Dans Necromancer, un récit monochrome aux frontières du monde spirituel, Inuuteq Storch illustre les coutumes de ses ancêtres, tout en soulignant l’oppression de l’isolement au Groenland, en pleine pandémie.
Une maison faite de bois, des balançoires abandonnées ployant sous la bourrasque, des flocons décomposés imprimant sur le sol un épais tapis blanc, des troncs d’arbres devenus éclairs, leur écorce blanche contrastant avec le noir de la nuit… Dans la noirceur de Necromancer – l’obscurité revenant, comme une ponctuation, sur chaque page gauche de l’ouvrage – les détails tranchent, blêmes et fantomatiques. Ils déchirent l’enveloppe sombre du froid comme de l’enfermement, ils s’émancipent du réel. Çà et là, quelques visages apparaissent, pour tenter de définir l’espace, mais la plupart des silhouettes restent anonymes. Cachées par d’épais manteaux, des capuches de fourrure protectrices, elles déambulent, se perdent, survivent dans un environnement hostile. Partout, la neige, la glace, la tempête. Un monde qui fige, qui enlise les corps et fait crier les muscles lorsqu’ils se gainent pour fuir au plus vite.
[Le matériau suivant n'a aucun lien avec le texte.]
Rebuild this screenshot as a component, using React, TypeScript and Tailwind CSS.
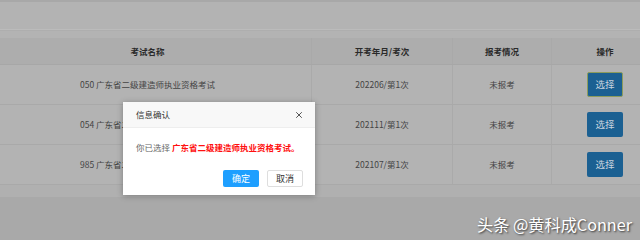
import { X } from 'lucide-react'

interface ExamRow {
  name: string
  period: string
  status: string
}

const ROWS: ExamRow[] = [
  { name: '050 广东省二级建造师执业资格考试', period: '202206/第1次', status: '未报考' },
  { name: '054 广东省二级建造师执业资格考试', period: '202111/第1次', status: '未报考' },
  { name: '985 广东省二级建造师执业资格考试', period: '202107/第1次', status: '未报考' }
]

export default function App() {
  return (
    <div
      className="relative w-[640px] h-[240px] overflow-hidden bg-[#a9a9a9] text-[8.5px]"
      style={{ fontFamily: '"Noto Sans CJK SC", "Noto Sans", sans-serif' }}
    >
      {/* Page under the mask */}
      <div className="bg-[#b3b3b3]">
        <div className="h-[29px] border-t-2 border-[#a8a8a8]" />
        <div className="h-[1px] bg-[#bbbbbb]" />
        <div className="h-[8px] border-t border-[#aeaeae]" />

        {/* Table */}
        <div className="ml-[-16px] w-[674px]">
          <div className="flex h-[27px] items-center bg-[#adadad] border-b border-[#a7a7a7] font-bold text-[#2a2a2a]">
            <div className="w-[328px] h-full flex items-center justify-center border-r border-[#a9a9a9]">考试名称</div>
            <div className="w-[141px] h-full flex items-center justify-center border-r border-[#a9a9a9]">开考年月/考次</div>
            <div className="w-[99px] h-full flex items-center justify-center border-r border-[#a9a9a9]">报考情况</div>
            <div className="w-[106px] h-full flex items-center justify-center">操作</div>
          </div>
          {ROWS.map((row, i) => (
            <div key={row.name} className="flex h-[40px] items-center border-b border-[#a9a9a9] text-[#444444]">
              <div className="w-[328px] h-full flex items-center justify-center border-r border-[#aaaaaa]">{row.name}</div>
              <div className="w-[141px] h-full flex items-center justify-center border-r border-[#aaaaaa]">{row.period}</div>
              <div className="w-[99px] h-full flex items-center justify-center border-r border-[#aaaaaa]">{row.status}</div>
              <div className="w-[106px] h-full flex items-center justify-center">
                <button
                  type="button"
                  className={`w-[36px] h-[25px] rounded-[2px] bg-[#1b6092] text-[9.5px] text-[#c9d4de] ${i === 0 ? 'border border-[#8c9c5c]' : ''}`}
                >
                  选择
                </button>
              </div>
            </div>
          ))}
          <div className="h-[12px] bg-[#b0b0b0]" />
        </div>
      </div>

      {/* Confirm dialog */}
      <div className="absolute left-[123px] top-[102px] w-[192px] h-[93px] bg-white shadow-[0_1px_6px_rgba(0,0,0,0.3)] flex flex-col">
        <div className="h-[26px] flex items-center justify-between pl-[13px] pr-[11px] bg-[#f8f8f8] border-b border-[#eeeeee] text-[#333333]">
          <span>信息确认</span>
          <X className="w-[10px] h-[10px] text-[#333333]" strokeWidth={2} />
        </div>
        <div className="pl-[13px] pt-[13px] h-[29px] whitespace-nowrap">
          <span className="text-[#666666]">你已选择 </span>
          <span className="text-[#ff1010] font-bold">广东省二级建造师执业资格考试。</span>
        </div>
        <div className="flex justify-end gap-[8px] pr-[12px] pt-[13px]">
          <button type="button" className="w-[36px] h-[17px] leading-[17px] bg-[#1e9fff] text-white text-[9px] rounded-[2px]">
            确定
          </button>
          <button type="button" className="w-[36px] h-[17px] leading-[15px] bg-white border border-[#dedede] text-[#333333] text-[9px] rounded-[2px]">
            取消
          </button>
        </div>
      </div>

      {/* Watermark */}
      <div className="absolute right-[8px] top-[213px] text-[16.2px] leading-[22px] text-white [text-shadow:1px_1px_2px_rgba(0,0,0,0.7)]">
        头条 @黄科成Conner
      </div>
    </div>
  )
}
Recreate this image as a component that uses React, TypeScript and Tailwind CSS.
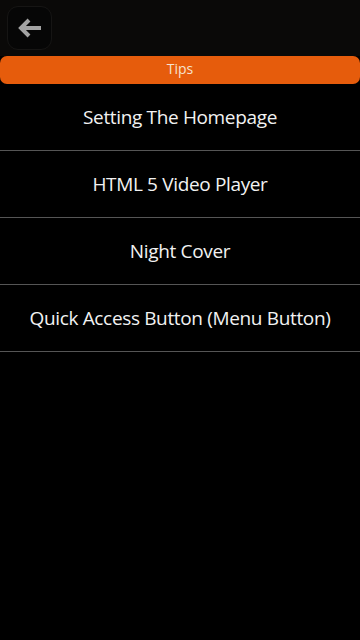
import React from "react";

const items = [
  "Setting The Homepage",
  "HTML 5 Video Player",
  "Night Cover",
  "Quick Access Button (Menu Button)",
];

export default function App() {
  return (
    <div
      className="w-[360px] h-[640px] bg-black text-white flex flex-col"
      style={{ fontFamily: '"Open Sans", "Noto Sans", sans-serif' }}
    >
      <div className="h-[56px] bg-[#0a0908] flex items-start px-[7px] pt-[6px]">
        <div className="w-[45px] h-[44px] rounded-[11px] border border-[#161514] bg-[#060606] flex items-center justify-center">
          <svg width="26" height="22" viewBox="0 0 26 22">
            <path
              d="M24 11 H4 M12 3 L4 11 L12 19"
              fill="none"
              stroke="#a3a3a3"
              strokeWidth="4"
              strokeLinecap="butt"
              strokeLinejoin="miter"
            />
          </svg>
        </div>
      </div>
      <div className="h-[28px] bg-[#e65c0c] rounded-[7px] flex items-center justify-center text-[14px] text-[#f6e2cf] pb-[4px]">
        Tips
      </div>
      <div className="flex flex-col">
        {items.map((t) => (
          <div
            key={t}
            className="h-[67px] border-b border-[#555555] flex items-center justify-center text-[19px] text-[#f2f2f2] tracking-[-0.35px]"
          >
            {t}
          </div>
        ))}
      </div>
    </div>
  );
}
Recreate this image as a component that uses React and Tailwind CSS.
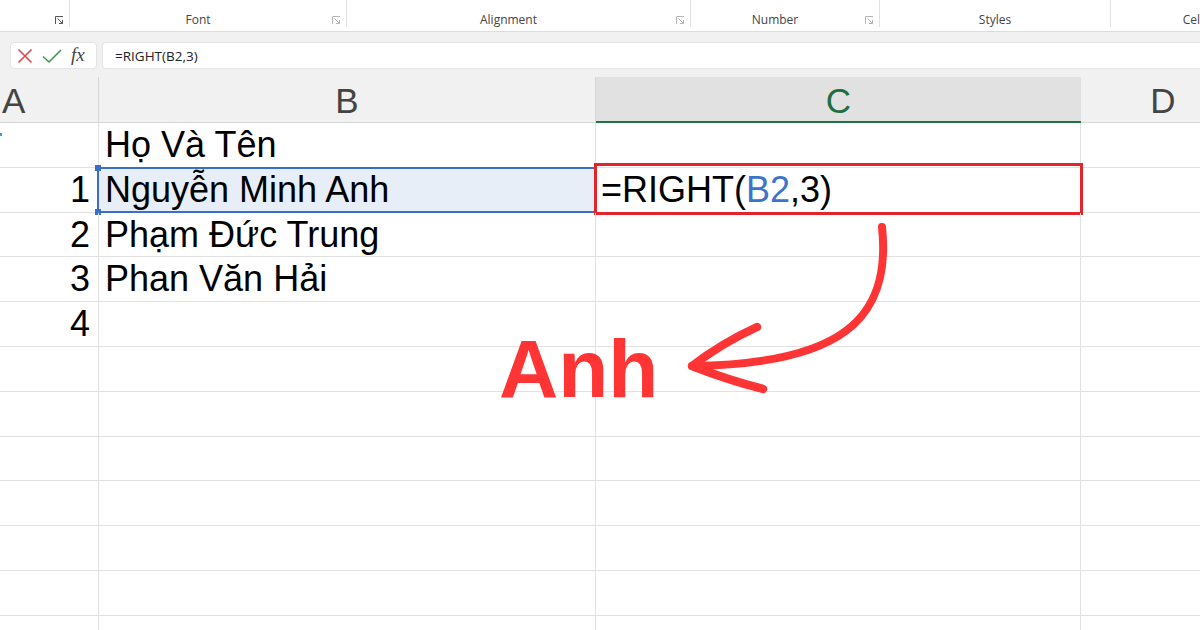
import React from "react";

function Launcher({ dark }) {
  return (
    <svg width="9" height="9" viewBox="0 0 9 9" className="shrink-0">
      <path d="M0.5 8V0.5H8" fill="none" stroke={dark ? "#555" : "#b5b5b5"} strokeWidth="1" />
      <path d="M2.5 2.5L7.5 7.5M7.5 4V7.5H4" fill="none" stroke={dark ? "#555" : "#b5b5b5"} strokeWidth="1" />
    </svg>
  );
}

function Group({ w, label, launcher, dark, last }) {
  return (
    <div className={`h-[27px] shrink-0 flex items-end ${last ? "" : "border-r border-[#e1e1e1]"}`} style={{ width: w }}>
      <div className="flex-1 text-center text-[12px] leading-[14px] text-[#444]">{label}</div>
      {launcher ? (
        <div className="w-[20px] flex justify-center pb-[2px]">
          <Launcher dark={dark} />
        </div>
      ) : null}
    </div>
  );
}

function Ribbon() {
  return (
    <div className="h-[32px] shrink-0 bg-white border-b border-[#dcdcdc] flex font-['Open_Sans','Noto_Sans',sans-serif]">
      <Group w={70} label="" launcher dark />
      <Group w={277} label="Font" launcher />
      <Group w={344} label="Alignment" launcher />
      <Group w={189} label="Number" launcher />
      <Group w={231} label="Styles" />
      <div className="h-[27px] flex-1 flex items-end justify-end">
        <div className="text-[12px] leading-[14px] text-[#444] whitespace-nowrap">Cel</div>
      </div>
    </div>
  );
}

function FormulaBar() {
  return (
    <div className="h-[45px] shrink-0 bg-[#f1f1f1] pt-[10px] flex items-start">
      <div className="ml-[10px] w-[87px] h-[27px] bg-white rounded-[4px] border border-[#e4e4e4] flex items-center pl-[6px] gap-[9px]">
        <svg width="16" height="16" viewBox="0 0 16 16">
          <path d="M1.5 1.5L14.5 14.5M14.5 1.5L1.5 14.5" stroke="#e0474c" strokeWidth="1.6" fill="none" />
        </svg>
        <svg width="20" height="16" viewBox="0 0 20 16">
          <path d="M1 8.5L7 14L19 2" stroke="#3d9b4f" strokeWidth="1.6" fill="none" />
        </svg>
        <span className="font-['Liberation_Serif',serif] italic text-[19px] leading-none text-[#444] -mt-[3px]">fx</span>
      </div>
      <div className="ml-[5px] flex-1 h-[27px] bg-white rounded-l-[4px] border border-r-0 border-[#e4e4e4] flex items-center pl-[12px] pt-[1px] font-['Open_Sans','Noto_Sans',sans-serif] text-[13.5px] text-[#222]">
        =RIGHT(B2,3)
      </div>
    </div>
  );
}

const data = [
  { a: "", b: "Họ Và Tên" },
  { a: "1", b: "Nguyễn Minh Anh", sel: true, c: true },
  { a: "2", b: "Phạm Đức Trung" },
  { a: "3", b: "Phan Văn Hải" },
  { a: "4", b: "" },
  {}, {}, {}, {}, {}, {}, {},
];

function Grid() {
  return (
    <div className="flex-1 flex flex-col overflow-hidden bg-white font-['Liberation_Sans',Arial,sans-serif]">
      <div className="h-[46px] shrink-0 flex bg-[#f1f1f1] text-[35px] leading-none text-[#444]">
        <div className="w-[99px] shrink-0 border-r border-b border-[#d6d6d6] flex items-center pl-[2px] pt-[2px]">A</div>
        <div className="w-[497px] shrink-0 border-r border-b border-[#d6d6d6] flex items-center justify-center pt-[2px]">B</div>
        <div className="w-[485px] shrink-0 bg-[#e1e1e1] border-b-2 border-[#217346] flex items-center justify-center pt-[3px] text-[#1e6e42]">C</div>
        <div className="w-[164px] shrink-0 border-b border-[#d6d6d6] flex items-center justify-center pt-[2px]">D</div>
        <div className="flex-1 border-b border-[#d6d6d6]" />
      </div>
      {data.map((r, i) => (
        <div key={i} className="h-[44.8px] shrink-0 flex border-b border-[#e1e1e1] text-[36px] leading-[43.8px] text-black">
          <div className="relative w-[99px] shrink-0 border-r border-[#e1e1e1] text-right pr-[8px]">
            {i === 0 ? <div className="absolute left-0 top-[10px] w-[2px] h-[3px] bg-[#2aa3e0]" /> : null}
            {r.a}
          </div>
          <div className={`relative w-[497px] shrink-0 border-r border-[#e1e1e1] pl-[6px] whitespace-nowrap ${r.sel ? "bg-[#e8eef8]" : ""}`}>
            {r.b}
            {r.sel ? (
              <>
                <div className="absolute -top-[1px] -left-[2px] -right-[1px] -bottom-[1px] border-2 border-r-0 border-[#3a6fc6]" />
                <div className="absolute -top-[3px] -left-[4px] w-[6px] h-[6px] bg-[#3a6fc6]" />
                <div className="absolute -bottom-[3px] -left-[4px] w-[6px] h-[6px] bg-[#3a6fc6]" />
              </>
            ) : null}
          </div>
          <div className="relative w-[485px] shrink-0 border-r border-[#e1e1e1] pl-[5px] whitespace-nowrap">
            {r.c ? (
              <>
                <span>=RIGHT(</span>
                <span className="text-[#3b74cc]">B2</span>
                <span>,3)</span>
                <div className="absolute -top-[5px] -left-[2px] -right-[3px] -bottom-[3px] border-[3px] border-[#e4232b]" />
              </>
            ) : null}
          </div>
          <div className="flex-1" />
        </div>
      ))}
    </div>
  );
}

function Annotation() {
  return (
    <>
      <div className="absolute left-[499px] top-[328px] font-['Liberation_Sans',Arial,sans-serif] font-bold text-[82px] leading-none text-[#ff3434]">
        Anh
      </div>
      <svg className="absolute inset-0 pointer-events-none" width="1200" height="630" viewBox="0 0 1200 630">
        <path d="M882 227 C892 320 840 364 692 366" fill="none" stroke="#ff3434" strokeWidth="8" strokeLinecap="round" />
        <path d="M757 327 Q722 343 692 366 Q728 380 763 389" fill="none" stroke="#ff3434" strokeWidth="8.5" strokeLinecap="round" strokeLinejoin="round" />
      </svg>
    </>
  );
}

export default function App() {
  return (
    <div className="relative w-[1200px] h-[630px] overflow-hidden bg-white flex flex-col">
      <Ribbon />
      <FormulaBar />
      <Grid />
      <Annotation />
    </div>
  );
}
Originaire de Sisimiut, au Groenland, Inuuteq Storch s’est formé au Centre of Photography et New York et à l’école Fatamorgana de Copenhague avant de retourner s’installer dans sa ville de naissance. Là-bas, il construit des ensembles d’images inspirés par le territoire et son héritage. En couleur comme en noir et blanc, il s’attache à montrer l’indicible, à révéler les nuances muettes qui composent un lieu, les histoires qui les traversent. Imaginée durant la propagation du Covid, Necromancer ne déroge pas à cette règle. « Cette série s’est nourrie de deux émotions : une sensation de nostalgie liée aux royaumes que mes ancêtres arpentaient et l’impression d’impuissance ressenti durant le confinement. Toutes deux étaient interconnectées et ont créé cette esthétique particulière », explique l’auteur.
224 pages
350 DKK
Nous permettre de rester en vie
Un noir et blanc intense aux contrastes tranchés, un grain omniprésent, gommant les détails, convoquant l’abstraction. L’ouvrage d’Inuuteq Storch, édité par Marrow Press, est une ode aux croyances mystiques, aux récits chamaniques inhérents à la culture groenlandaise. Une richesse que les populations contemporaines perdent peu à peu, à mesure que le monde évolue. « Nous avons toujours cette connexion, mais on ne s’en sert plus comme avant », déplore-t-il. Alors, comme pour convoquer les spectres du passé, l’artiste efface toute temporalité de ses images, plonge dans les fragments d’une mémoire chorale d’où émanent des chants occultes, des mystères inassouvis. Transcendés par une écriture marquée, les clichés d’Inuuteq Storch se veulent violents, poignants. La pâleur des peaux se mêle à celle de la nature enneigée, toute notion de textures oubliée, pour offrir aux regardeur·ses des fragments opalins dans une nuit propice aux rêves tourmentés.
Une atmosphère inspirée par les coutumes des anciennes tribus du Groenland. « Elles avaient notamment pour habitude de terrifier les chiots en utilisant un son spécifique, afin qu’ils prennent l’habitude, à l’écoute de ce son, de courir en direction de leur maison pour survivre. Il ne fallait y avoir recours qu’en cas d’extrême urgence, pour échapper par exemple à une couche de glace qui se fissure. Car si les chiens restaient immobiles, eux comme leurs maîtres·ses étaient condamné·es à mourir de froid dans l’océan… Il faut comprendre que ces méthodes, bien que crues et dures, nous ont permis de rester en vie », explique le photographe. Évoquant presque un roman graphique fait d’émotions viscérales, et de dialogues invisibles, Necromancer s’impose comme un objet lévitant entre les espaces et les époques. Au cœur des pages, la rudesse des conditions météorologiques, l’isolement dû à l’épidémie, les intérieurs rassurants et les extérieurs dangereux, le réel le plus trivial, les errances et envolées spirituelles. Autant de pistes qu’il nous faut explorer, abrité·es de la morsure du froid, pour imaginer le sentir mordre nos joues, crisper nos épaules et faire vibrer notre imaginaire.